Разве не современно: «Чем дольше живу на свете, тем все более убеждаюсь, что и люди и государства живут не по средствам», или по поводу бельгийцев: «Присягают королю, голосуют за социалистов, верят в текущий счет». Или молодежи:

Пусть! а все же верю истово С каждым годом все сильней, Что из хриплого, басистого Поколенья новых дней.
Проблуждав тропой опасною. Выйдут мальчики на ять, Выйдут с целью очень ясною — Нам по шапке с вами дать.

И еще:

Знаю, кесарево кесарю… Но позвольте доложить. Что теперь любому слесарю Легче кесаря прожить.

И, наконец, заключение книги «В те баснословные года»:

В смысле дали мировой Власть идей непобедима. — От Дахау до Нарыма Пересадки никакой.

К тому же он хорошо знал и французский мир, хорошо в него включился, был дружен с французскими юмористами, Пьером Даком и другими.

Как и Тэффи, Аминад Петрович совсем не легкомысленно смотрел на жизнь, он знал ее трагичность, ее сложность, был человек беспокойный, переживал события очень тяжело.

«Старайтесь улыбаться». Смейтесь, Благо есть над чем.

Над нашей неуютной жизнью Дон-Аминадо учил улыбаться и нас.
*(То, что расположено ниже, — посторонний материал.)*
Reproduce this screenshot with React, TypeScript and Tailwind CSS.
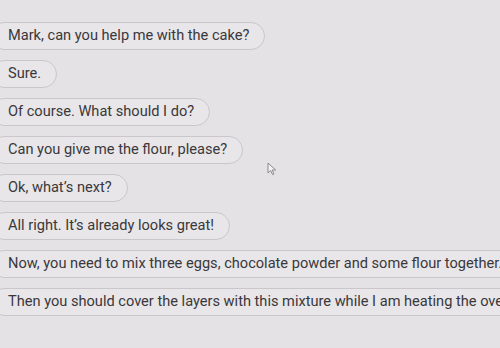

После первых встреч в двадцатых годах мы долго не виделись, разве раз или два на балах в «Лютеции», устраиваемых в пользу писателей, на которых бывали и молодые и старые, и всегда много народа, и как бы забыли друг о друге. Но вот в первую годовщину смерти Бунина Вера Николаевна позвала нескольких друзей к себе и попросила каждого рассказать о своем муже. Сказала и я несколько слов. Наклонившись к Вере Николаевне, Аминад Петрович, не узнав меня, спросил ее, кто я такая. Так мы снова познакомились. В это время мы с мужем только что вернулись из Марокко после «освобождения» этой страны от французских «колониалистов». Процесс этого освобождения (кстати сказать, едва меня не прикончившего, так как первая бомба освобождающихся была подброшена почему-то в тот самый вагон, в котором я возвращалась. после лекции и выступления там по радио, из Рабата) стоил нам лично, и уже в третий раз в нашей жизни, нашего состояния. Аминад Петрович, тогда уже успешно занимающийся делами, с юмором ничего общего не имеющими, был чрезвычайно озабочен нашим положением — даже более, чем я сама, довольно легкомысленно относящаяся к превратностям судьбы. Мы часто встречались в кафе, где он давал мне советы и болел душой. Оптимизм мой оправдался. Все понемногу — не без труда — наладилось, и в 1956 году мой муж был назначен первым секретарем бельгийского посольства в Москву. Радости Амина-да Петровича не было конца.